» **GOAL**: Retype the data exactly, from its first line to the line containing "const KEY_ROWS = [34, 47, 61, 74];", including both, and skip any picture.

» **SUPPLIED DATA**:

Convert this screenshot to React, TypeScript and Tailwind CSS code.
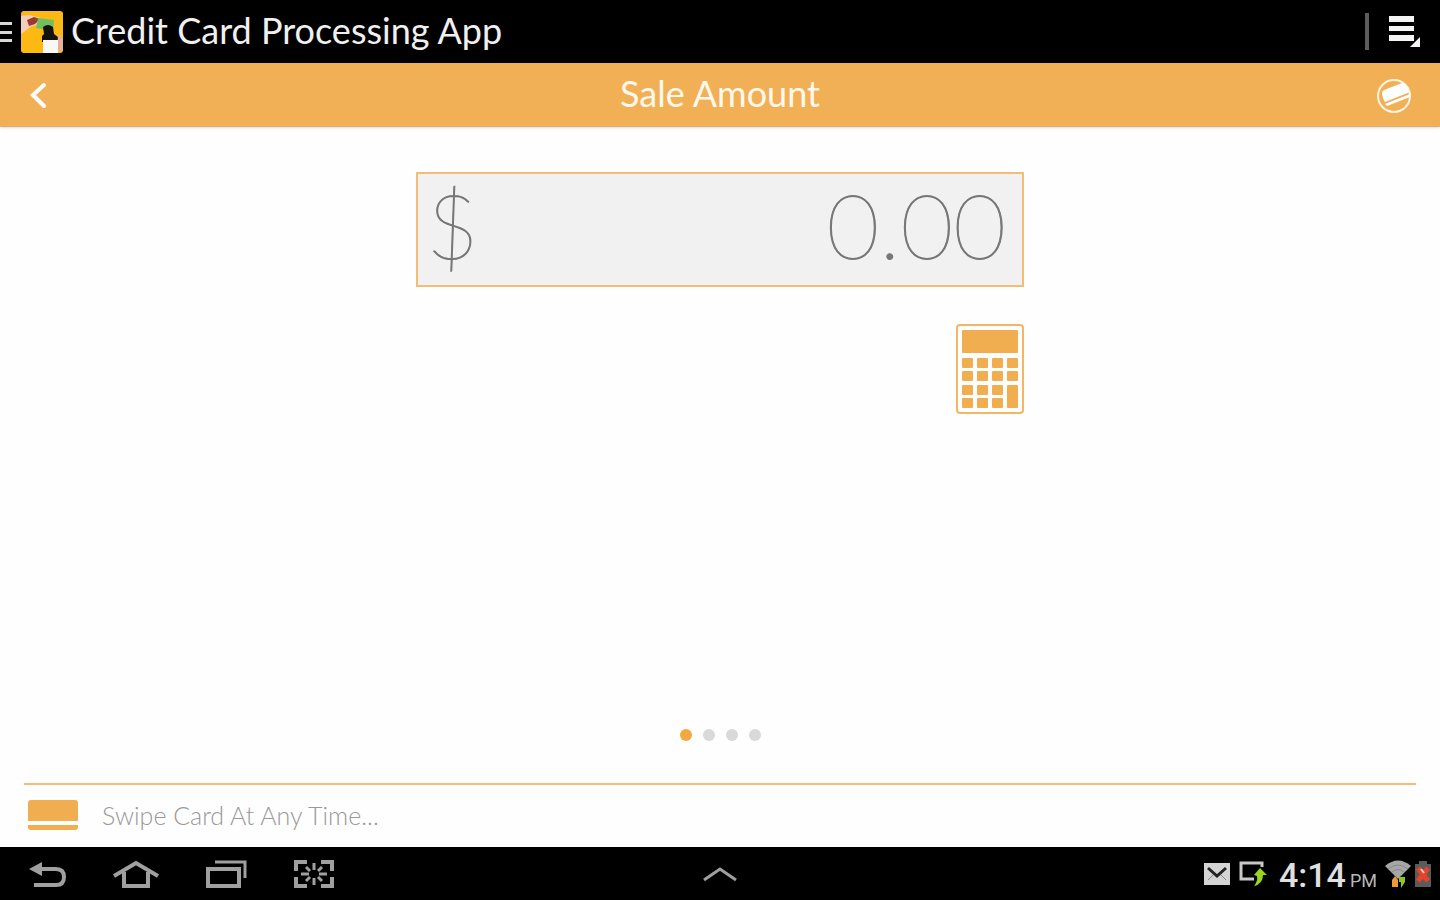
import { useState } from "react";

const DOTS = [0, 1, 2, 3];
const KEY_COLS = [6, 21, 36, 51];
const KEY_ROWS = [34, 47, 61, 74];

function AppLogo() {
  return (
    <svg width="42" height="42" viewBox="0 0 42 42" aria-hidden="true">
      <defs>
        <clipPath id="logo-clip">
          <rect width="42" height="42" rx="3" />
        </clipPath>
      </defs>
      <g clipPath="url(#logo-clip)">
        <rect width="42" height="42" fill="#fdb913" />
        <path d="M0 5 L8 4 L20 7 L18 13 L9 16 L3 21 L0 23 Z" fill="#f3cdb8" />
        <path d="M6 9 L13 6 L19 8 L14 13 L8 15 Z" fill="#9c3b2c" />
        <path d="M17 7 L33 9 L32 20 L15 17 Z" fill="#72bf62" />
        <path d="M22 16 Q27 12 32 16 L33 23 L37 26 V31 H21 V25 L23 23 Z" fill="#15130f" />
        <path d="M37 24 L42 27 V40 H36 Z" fill="#e3b09a" />
        <rect x="22" y="29" width="15" height="13" fill="#f8f8f6" />
      </g>
    </svg>
  );
}

function CalculatorIcon() {
  return (
    <svg width="68" height="90" viewBox="0 0 68 90" aria-hidden="true">
      <rect x="1" y="1" width="66" height="88" rx="3" fill="#fefefe" stroke="#f3b667" strokeWidth="2" />
      <rect x="6" y="6" width="56" height="23" rx="1" fill="#f1ae51" />
      {KEY_ROWS.map((y, row) =>
        KEY_COLS.map((x, col) =>
          col === 3 && row > 1 ? null : (
            <rect key={`${row}-${col}`} x={x} y={y} width="11" height="10" rx="1" fill="#f1ae51" />
          )
        )
      )}
      <rect x="51" y="61" width="11" height="23" rx="1" fill="#f1ae51" />
    </svg>
  );
}

function Header() {
  return (
    <header className="flex h-[63px] items-center bg-black text-[#f0f0f0]">
      <button aria-label="Open drawer" className="flex items-center gap-2">
        <svg width="13" height="22" viewBox="0 0 13 22" fill="#d8d8d8" aria-hidden="true">
          <rect y="1" width="12" height="3" />
          <rect y="10" width="12" height="3" />
          <rect y="18" width="12" height="3" />
        </svg>
        <AppLogo />
      </button>
      <h1 className="ml-2 pb-1 text-4xl leading-10">Credit Card Processing App</h1>
      <div className="mr-[19px] ml-auto flex items-center gap-5">
        <span className="h-[37px] w-1 bg-[#5c5c5c]" />
        <button aria-label="Menu">
          <svg width="32" height="33" viewBox="0 0 32 33" fill="#f4f4f4" aria-hidden="true">
            <rect x="0" y="1" width="25" height="6" />
            <rect x="0" y="11" width="25" height="5" />
            <rect x="0" y="20" width="25" height="6" />
            <path d="M31 22 V32 H21 Z" />
          </svg>
        </button>
      </div>
    </header>
  );
}

function TitleBar() {
  return (
    <div className="grid h-16 grid-cols-3 items-center border-b border-[#d8b078] bg-[#f2b056] px-7 text-white shadow-sm">
      <button aria-label="Back" className="justify-self-start">
        <svg width="20" height="28" viewBox="0 0 20 28" fill="none" stroke="#fff" strokeWidth="4" strokeLinecap="round" aria-hidden="true">
          <path d="M16 4 L5 14 L16 25" />
        </svg>
      </button>
      <h2 className="pb-1 text-center text-4xl leading-10 text-[#fff8ec]">Sale Amount</h2>
      <button aria-label="Card reader" className="justify-self-end">
        <svg width="36" height="36" viewBox="0 0 36 36" aria-hidden="true">
          <defs>
            <clipPath id="reader-clip">
              <circle cx="18" cy="19" r="16" />
            </clipPath>
          </defs>
          <circle cx="18" cy="19" r="16" fill="none" stroke="#fff4e2" strokeWidth="2" />
          <g clipPath="url(#reader-clip)" fill="#fff">
            <path d="M6 17 Q6 14 8 13 L26 6 Q29 5 30 7 L34 15 L9 25 Q7 22 6 17 Z" />
            <path d="M9 27 L34 17 V20 L11 29 Z" />
          </g>
        </svg>
      </button>
    </div>
  );
}

function SystemBar() {
  return (
    <nav className="grid h-[53px] grid-cols-3 items-center bg-black text-[#a0a0a0]">
      <div className="ml-7 flex items-center gap-[47px]">
        <button aria-label="Back">
          <svg width="38" height="28" viewBox="0 0 38 28" fill="none" stroke="currentColor" strokeWidth="4" aria-hidden="true">
            <path d="M10 9 H28 Q36 9 36 17 Q36 25 28 25 H6" />
            <path d="M1 9 L14 2 V16 Z" fill="currentColor" stroke="none" />
          </svg>
        </button>
        <button aria-label="Home">
          <svg width="46" height="28" viewBox="0 0 46 28" fill="none" stroke="currentColor" strokeWidth="4" aria-hidden="true">
            <path d="M1 16 L23 3 L45 16" />
            <path d="M11 12 V26 H35 V12" />
          </svg>
        </button>
        <button aria-label="Recent apps">
          <svg width="41" height="28" viewBox="0 0 41 28" fill="none" stroke="currentColor" aria-hidden="true">
            <rect x="2" y="9" width="31" height="17" strokeWidth="4" />
            <path d="M9 2 H39 V18" strokeWidth="3" />
          </svg>
        </button>
        <button aria-label="Screenshot">
          <svg width="40" height="28" viewBox="0 0 40 28" fill="none" stroke="currentColor" strokeWidth="4" aria-hidden="true">
            <path d="M2 11 V2 H13 M27 2 H38 V11 M38 17 V26 H27 M13 26 H2 V17" />
            <path
              d="M20 3 V10 M20 18 V25 M7 14 H15 M25 14 H33 M12 7 L16 11 M28 7 L24 11 M12 21 L16 17 M28 21 L24 17"
              strokeWidth="3"
            />
          </svg>
        </button>
      </div>

      <button aria-label="Expand tray" className="justify-self-center">
        <svg width="36" height="16" viewBox="0 0 36 16" fill="none" stroke="currentColor" strokeWidth="3" aria-hidden="true">
          <path d="M2 14 L18 3 L34 14" />
        </svg>
      </button>

      <div className="mr-[9px] flex items-center gap-2 justify-self-end text-[#e0e0e0]">
        <svg width="28" height="22" viewBox="0 0 28 22" aria-hidden="true">
          <rect x="1" width="26" height="22" fill="#d4d4d4" />
          <path d="M5 5 L14 13 L23 5" fill="none" stroke="#222" strokeWidth="3" />
          <path d="M5 17 L10 12 M23 17 L18 12" stroke="#888" strokeWidth="1" />
        </svg>
        <svg width="28" height="26" viewBox="0 0 28 26" aria-hidden="true">
          <path d="M23 6 V2 H2 V18 H15" fill="none" stroke="#c8c8c8" strokeWidth="3" />
          <path d="M21 7 L28 14 L24 14 Q24 23 15 25 Q19 20 18 15 L15 14 Z" fill="#99d51c" />
        </svg>
        <div className="ml-1 flex items-baseline gap-1 pt-0.5 font-[Roboto,sans-serif]">
          <span className="text-[34px] leading-10 font-medium">4:14</span>
          <span className="text-lg text-[#b8b8b8]">PM</span>
        </div>
        <div className="flex items-center gap-1">
          <svg width="26" height="30" viewBox="0 0 26 30" aria-hidden="true">
            <path d="M0 7 Q13 -4 26 7 L13 20 Z" fill="#a6a6a6" />
            <path d="M3 10 Q13 2 23 10 M7 13 Q13 8 19 13" fill="none" stroke="#8a8a8a" strokeWidth="1" />
            <path d="M10 17 L13 21 V28 H7 V21 Z" fill="#ef9a35" />
            <path d="M14 18 H20 V23 L16 29 V23 H14 Z" fill="#8cc81e" />
          </svg>
          <svg width="16" height="26" viewBox="0 0 16 26" aria-hidden="true">
            <path d="M4 3 V0 H12 V3 H16 V26 H0 V3 Z" fill="#5b5b5b" />
            <path d="M3 7 L13 20 M13 7 L3 20" stroke="#e8432a" strokeWidth="5" />
            <path d="M6 8 L9 12" stroke="#f6d0c4" strokeWidth="2" />
          </svg>
        </div>
      </div>
    </nav>
  );
}

export default function App() {
  const [amount, setAmount] = useState("0.00");
  const [page, setPage] = useState(0);

  return (
    <div className="flex min-h-screen flex-col bg-[#fefefe] font-[Lato,sans-serif]">
      <Header />
      <TitleBar />

      <main className="flex flex-1 flex-col items-center pt-[45px]">
        <div className="flex w-[608px] max-w-full flex-col items-end gap-[37px]">
          <div className="flex h-[115px] w-full items-center border-2 border-[#f3bd78] bg-[#f1f1f1] pr-4 pb-3 pl-2 text-[91px] leading-[100px] font-thin text-[#777] [-webkit-text-stroke:1px_#777]">
            <label htmlFor="amount">$</label>
            <input
              id="amount"
              value={amount}
              onChange={(e) => setAmount(e.target.value)}
              className="min-w-0 flex-1 bg-transparent text-right outline-none"
            />
          </div>
          <button aria-label="Calculator">
            <CalculatorIcon />
          </button>
        </div>

        <div className="mt-auto mb-[42px] flex gap-[11px]">
          {DOTS.map((dot) => (
            <button
              key={dot}
              aria-label={`Page ${dot + 1}`}
              onClick={() => setPage(dot)}
              className={`size-3 rounded-full ${dot === page ? "bg-[#f1a941]" : "bg-[#d9d9d9]"}`}
            />
          ))}
        </div>
      </main>

      <footer className="mx-6 flex h-16 items-center gap-6 border-t-2 border-[#f3bd78] px-1 pb-0.5">
        <svg width="50" height="32" viewBox="0 0 50 32" fill="#f1ae51" aria-hidden="true">
          <path d="M3 1 H47 Q50 1 50 4 V22 H0 V4 Q0 1 3 1 Z" />
          <path d="M0 26 H50 V28 Q50 31 47 31 H3 Q0 31 0 28 Z" />
        </svg>
        <p className="text-[25px] leading-8 font-light text-[#999]">Swipe Card At Any Time...</p>
      </footer>

      <SystemBar />
    </div>
  );
}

» **EXERCISE RESULT**:
Convert this screenshot to React, TypeScript and Tailwind CSS code.
import { useState } from "react";

const DOTS = [0, 1, 2, 3];
const KEY_COLS = [6, 21, 36, 51];
const KEY_ROWS = [34, 47, 61, 74];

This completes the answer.